Get ready to be set free! If you think that peanut sauce is 100% fat, something to be enjoyed in the privacy of a broom closet or to be avoided at all costs, you’re absolutely right – assuming your peanut sauce recipe starts with a cup of peanut butter, as many of them do! I mean, how else are you going to get the peanut in there, right? Wrong! This peanut sauce will transform your life, does not contain a cup of peanut butter but you’ll think that it does! Really? Really. Really!
It all starts with a can of chickpeas. When 90% chickpeas and 10% peanut butter come together in a food processor – the trickery begins. Think about it – the texture of chickpeas, when whizzed to smithereens, takes on a peanut butter-like consistency – thick, creamy and oh-so-slightly grainy – so now, all you need is love – which comes in the form of a mere 2-3 tablespoons of actual peanut butter. And FYI – I can’t help myself with the tunes – who can say we can work it out, with a little help from my friends, without channeling the Fab Four?

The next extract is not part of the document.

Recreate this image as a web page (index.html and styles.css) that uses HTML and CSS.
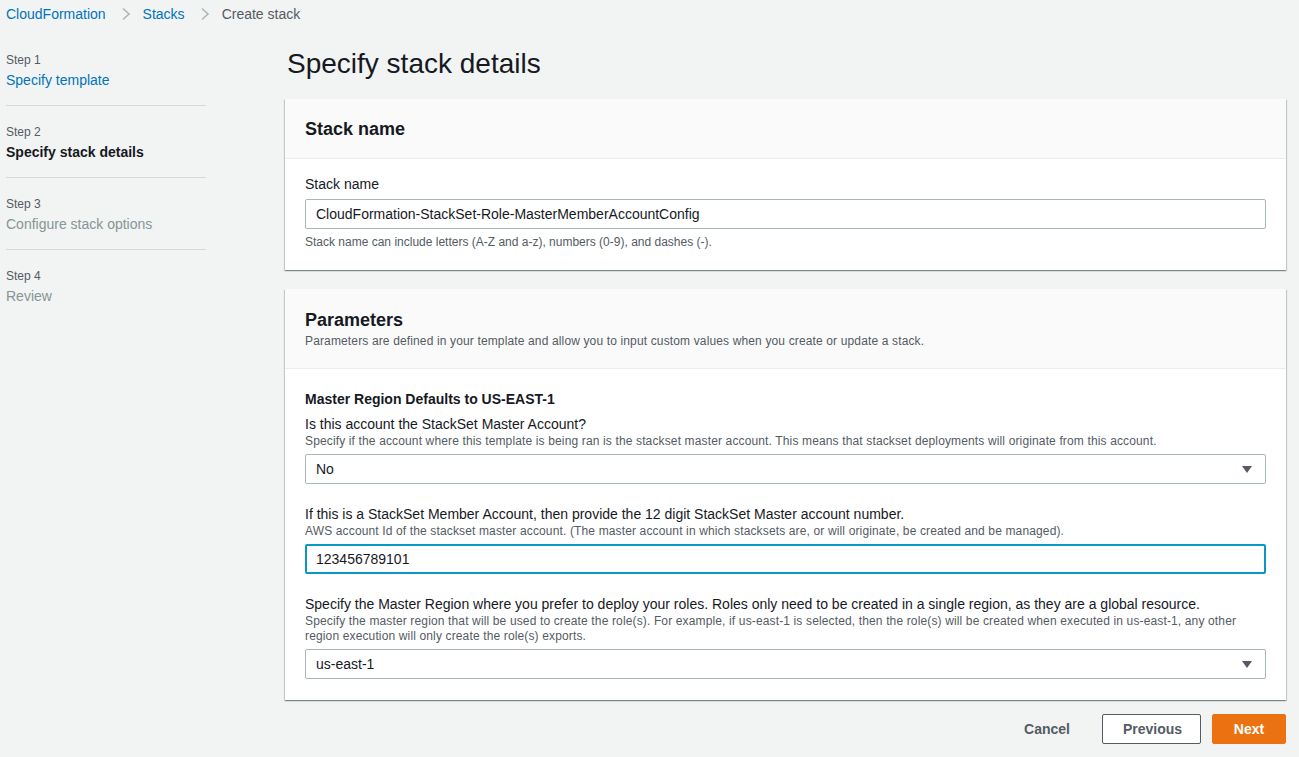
FILE: index.html
```html
<!DOCTYPE html>
<html lang="en">
<head>
<meta charset="utf-8">
<title>Create stack</title>
<link rel="stylesheet" href="styles.css">
</head>
<body>
<nav class="breadcrumbs">
  <a class="crumb link" href="#">CloudFormation</a>
  <svg class="chev" width="10" height="14" viewBox="0 0 10 14"><path d="M2 1.5 L8 7 L2 12.5" fill="none" stroke="#aab7b8" stroke-width="1.6"/></svg>
  <a class="crumb link" href="#">Stacks</a>
  <svg class="chev" width="10" height="14" viewBox="0 0 10 14"><path d="M2 1.5 L8 7 L2 12.5" fill="none" stroke="#aab7b8" stroke-width="1.6"/></svg>
  <span class="crumb current">Create stack</span>
</nav>
<div class="layout">
  <aside class="steps">
    <div class="step">
      <div class="step-num">Step 1</div>
      <a class="step-title link" href="#">Specify template</a>
    </div>
    <div class="step">
      <div class="step-num">Step 2</div>
      <div class="step-title active">Specify stack details</div>
    </div>
    <div class="step">
      <div class="step-num">Step 3</div>
      <div class="step-title disabled">Configure stack options</div>
    </div>
    <div class="step last">
      <div class="step-num">Step 4</div>
      <div class="step-title disabled">Review</div>
    </div>
  </aside>
  <main class="content">
    <h1 class="page-title">Specify stack details</h1>
    <section class="card">
      <div class="card-header name-header">
        <h2 class="card-title">Stack name</h2>
      </div>
      <div class="card-body">
        <div class="label">Stack name</div>
        <div class="input">CloudFormation-StackSet-Role-MasterMemberAccountConfig</div>
        <div class="hint">Stack name can include letters (A-Z and a-z), numbers (0-9), and dashes (-).</div>
      </div>
    </section>
    <section class="card">
      <div class="card-header params-header">
        <h2 class="card-title">Parameters</h2>
        <div class="card-desc">Parameters are defined in your template and allow you to input custom values when you create or update a stack.</div>
      </div>
      <div class="card-body params">
        <h3 class="group-title">Master Region Defaults to US-EAST-1</h3>
        <div class="field first">
          <div class="label">Is this account the StackSet Master Account?</div>
          <div class="desc">Specify if the account where this template is being ran is the stackset master account. This means that stackset deployments will originate from this account.</div>
          <div class="input select">No<svg class="caret" width="10" height="7" viewBox="0 0 10 7"><path d="M0 0 H10 L5 7 Z" fill="#545b64"/></svg></div>
        </div>
        <div class="field">
          <div class="label">If this is a StackSet Member Account, then provide the 12 digit StackSet Master account number.</div>
          <div class="desc">AWS account Id of the stackset master account. (The master account in which stacksets are, or will originate, be created and be managed).</div>
          <div class="input focused">123456789101</div>
        </div>
        <div class="field">
          <div class="label">Specify the Master Region where you prefer to deploy your roles. Roles only need to be created in a single region, as they are a global resource.</div>
          <div class="desc">Specify the master region that will be used to create the role(s). For example, if us-east-1 is selected, then the role(s) will be created when executed in us-east-1, any other region execution will only create the role(s) exports.</div>
          <div class="input select">us-east-1<svg class="caret" width="10" height="7" viewBox="0 0 10 7"><path d="M0 0 H10 L5 7 Z" fill="#545b64"/></svg></div>
        </div>
      </div>
    </section>
    <div class="actions">
      <button class="btn btn-link">Cancel</button>
      <button class="btn btn-normal">Previous</button>
      <button class="btn btn-primary">Next</button>
    </div>
  </main>
</div>
</body>
</html>
```
FILE: styles.css
```css
* { box-sizing: border-box; }
html, body {
  margin: 0;
  padding: 0;
  background: #f2f3f3;
  font-family: "Liberation Sans", Arial, sans-serif;
  color: #16191f;
  font-size: 14px;
}
a { text-decoration: none; }
.link { color: #0073bb; }

.breadcrumbs {
  height: 28px;
  display: flex;
  align-items: center;
  padding-left: 6px;
  font-size: 14px;
}
.crumb { line-height: 28px; }
.chev { margin: 0 12px 0 15px; }
.current { color: #545b64; }

.layout {
  display: flex;
  align-items: flex-start;
  padding-right: 13px;
}
.steps {
  width: 200px;
  margin-left: 6px;
  margin-top: 6px;
  flex: none;
}
.step {
  padding: 18px 0 15px;
  border-bottom: 1px solid #d5dbdb;
}
.step.last { border-bottom: none; }
.step-num {
  font-size: 12px;
  line-height: 16px;
  color: #545b64;
}
.step-title {
  display: block;
  margin-top: 2px;
  font-size: 14px;
  line-height: 20px;
}
.step-title.active { font-weight: bold; color: #16191f; }
.step-title.disabled { color: #879596; }

.content {
  flex: 1;
  margin-left: 79px;
  min-width: 0;
}
.page-title {
  margin: 18px 0 17px 2px;
  font-size: 28px;
  line-height: 36px;
  font-weight: normal;
  color: #16191f;
}
.card {
  background: #fff;
  box-shadow: 0 1px 1px 0 rgba(0,28,36,.3), 1px 1px 1px 0 rgba(0,28,36,.15), -1px 1px 1px 0 rgba(0,28,36,.15);
  margin-bottom: 19px;
}
.card-header {
  background: #fafafa;
  border-bottom: 1px solid #eaeded;
}
.name-header { padding: 19px 20px 18px; }
.params-header { padding: 20px 20px 19px; }
.card-title {
  margin: 0;
  font-size: 18px;
  line-height: 22px;
  font-weight: bold;
}
.card-desc {
  margin-top: 2px;
  font-size: 12px;
  line-height: 16px;
  letter-spacing: 0.14px;
  color: #545b64;
}
.card-body {
  padding: 15px 20px 20px;
}
.card-body.params { padding: 20px 20px 21px; }

.label {
  font-size: 14px;
  line-height: 20px;
  color: #16191f;
}
.input {
  margin-top: 5px;
  height: 30px;
  border: 1px solid #aab7b8;
  border-radius: 2px;
  padding: 0 10px;
  display: flex;
  align-items: center;
  font-size: 14px;
  color: #16191f;
  background: #fff;
}
.input.focused {
  border: 2px solid #0a97c4;
  padding: 0 9px;
}
.select { justify-content: space-between; padding-right: 13px; }
.caret { flex: none; }
.hint {
  margin-top: 5px;
  font-size: 12px;
  line-height: 16px;
  color: #545b64;
}
.group-title {
  margin: 0;
  font-size: 14px;
  line-height: 20px;
  font-weight: bold;
}
.field { margin-top: 20px; }
.field.first { margin-top: 5px; }
.desc {
  font-size: 12px;
  line-height: 15px;
  letter-spacing: 0.14px;
  color: #545b64;
}
.field .input { margin-top: 5px; }

.actions {
  display: flex;
  justify-content: flex-end;
  gap: 11px;
  margin-top: -5px;
}
.btn {
  height: 30px;
  border-radius: 2px;
  font-family: inherit;
  font-size: 14px;
  font-weight: bold;
  padding: 0 20px;
  cursor: pointer;
}
.btn-link {
  background: transparent;
  border: 1px solid transparent;
  color: #545b64;
}
.btn-normal {
  background: #fff;
  border: 1px solid #545b64;
  color: #545b64;
  width: 99px;
}
.btn-primary {
  background: #ec7211;
  border: 1px solid #ec7211;
  color: #fff;
  width: 74px;
}
```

Back to the less-is-more theory – the same approach applies to cheese – you need much less of it, if you opt for sharper flavours over mild – it takes much more havarti or mozzarella to pack the same flavour punch as a little sharp cheddar or tangy blue – kinda like comparing Betty White and Chris Rock – if profanity is an issue, you can probably take a little more of Betty’s approach! She would be the chickpea to Chris’s peanut butter! So, this is a no-brainer – before you know it you’ll be singing all about your new-found freedom – no thinking’ll be required ’cause you’ll be scarfing peanut sauce like it might actually be good for you – it’ll be our little secret – when it’s base is garbanzos – it is!

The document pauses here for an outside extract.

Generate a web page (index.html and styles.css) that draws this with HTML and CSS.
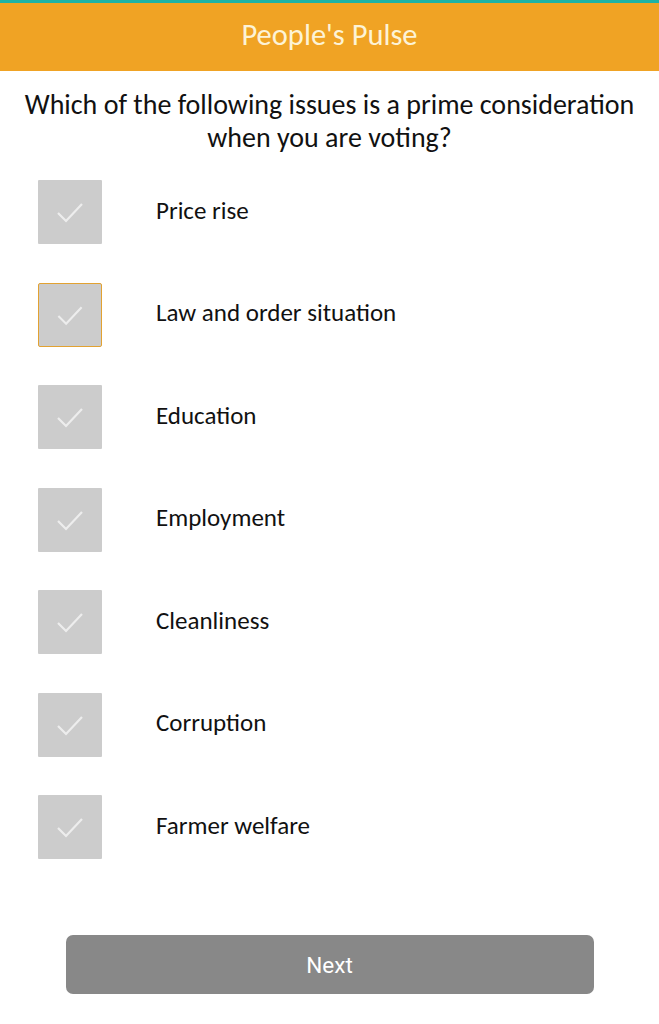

click here to jump down to the chickpea peanut sauce recipe
1. First, start measuring the sauce ingredients and because it is 1/4 cup of 4 ingredients, just use a cup measure and keep going until the cup is full! So, 1/4 cup honey.

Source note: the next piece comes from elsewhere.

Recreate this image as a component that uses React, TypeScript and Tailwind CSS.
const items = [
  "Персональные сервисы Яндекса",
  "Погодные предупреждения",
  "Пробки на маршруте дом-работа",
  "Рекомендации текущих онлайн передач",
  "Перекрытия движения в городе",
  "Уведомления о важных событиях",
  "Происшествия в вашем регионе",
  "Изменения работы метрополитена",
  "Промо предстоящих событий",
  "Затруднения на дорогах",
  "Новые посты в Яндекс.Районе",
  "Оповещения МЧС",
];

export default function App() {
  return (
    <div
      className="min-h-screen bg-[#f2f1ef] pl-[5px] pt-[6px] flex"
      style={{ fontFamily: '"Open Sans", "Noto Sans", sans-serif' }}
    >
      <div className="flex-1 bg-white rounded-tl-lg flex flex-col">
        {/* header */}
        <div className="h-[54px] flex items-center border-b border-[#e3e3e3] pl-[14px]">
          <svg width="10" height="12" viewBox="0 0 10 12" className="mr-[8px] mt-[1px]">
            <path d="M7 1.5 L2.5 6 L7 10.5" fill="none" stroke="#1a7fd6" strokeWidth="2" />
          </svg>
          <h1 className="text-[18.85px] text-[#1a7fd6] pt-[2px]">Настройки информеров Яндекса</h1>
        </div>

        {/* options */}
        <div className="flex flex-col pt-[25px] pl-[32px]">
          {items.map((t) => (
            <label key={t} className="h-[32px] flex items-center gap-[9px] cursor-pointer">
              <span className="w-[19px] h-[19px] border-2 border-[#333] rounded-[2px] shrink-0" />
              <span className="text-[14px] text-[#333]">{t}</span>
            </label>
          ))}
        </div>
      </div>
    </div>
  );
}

2. 1/4 cup soy sauce – you’re now at 1/2 a cup.
3. 1/4 cup of water – you’re now at 3/4 of a cup.
4. The only “special” ingredient is rice cooking wine, available in the asian section of your grocer. Once you start making this sauce you will be stocking rice cooking wine like ketchup! I’ve included a few other uses for it below.
5. And the rice cooking wine makes it a full cup.
6. The chickpeas and garlic go in the food processor.
7. Add the cup of flavourings.
8. Put in the peanut butter.
9. And start your engine.
10. Keep whizzing until it’s completely smooth.
11. Add a shot or two of hot sauce.
12. And a touch more water if you’d like it a little thinner which, apparently, I do!
13. Whiz again and you’re done.
14. You can serve it any way you like – so in the name of serving – 3 bowls, hot sauce in one and sesame oil in another.
15. Swirl with the tip of a knife and yes, you are a food stylist!
16. Or sprinkle a little cayenne on the 3rd. So add whatever you like, or not, and start enjoying peanut sauce with all sorts of things – grilled meats, chicken, seafood, warm noodles, salad, a veggie platter, salad rolls – you’ll soon wonder how you ever got along without it.
chickpea peanut sauce
1. Put the following into the bowl of your food processor and purée until very smooth.
- 1 can chickpeas, drained & rinsed
- 1-2 cloves garlic, minced
- 2-3 tbsps. peanut butter
- 1/4 cup EACH rice wine, honey, soy sauce & water
– use a cup measure and keep adding in 1/4 cup increments - hot sauce or red pepper flakes, to taste
- a drizzle of sesame oil, optional
2. Taste and adjust accordingly – saltier? add more soy – sweeter? add more honey – hotter? add more heat– thinner? add more water.
peanut sauce particulars
peanut sauce purposes
- over grilled meats & fish
- chicken satay
- grilled shrimp
- toss with asian-style noodles, linguine or spaghetti
- thin and toss with greens
- use as a dip for vegetables
- use as a dip for salad rolls
- add a couple of tablespoons to broth for soup
ways with rice cooking wine
- stir-fry chicken in rice wine
- kung pao chicken – add heat carefully or it will give new meaning to kung pao!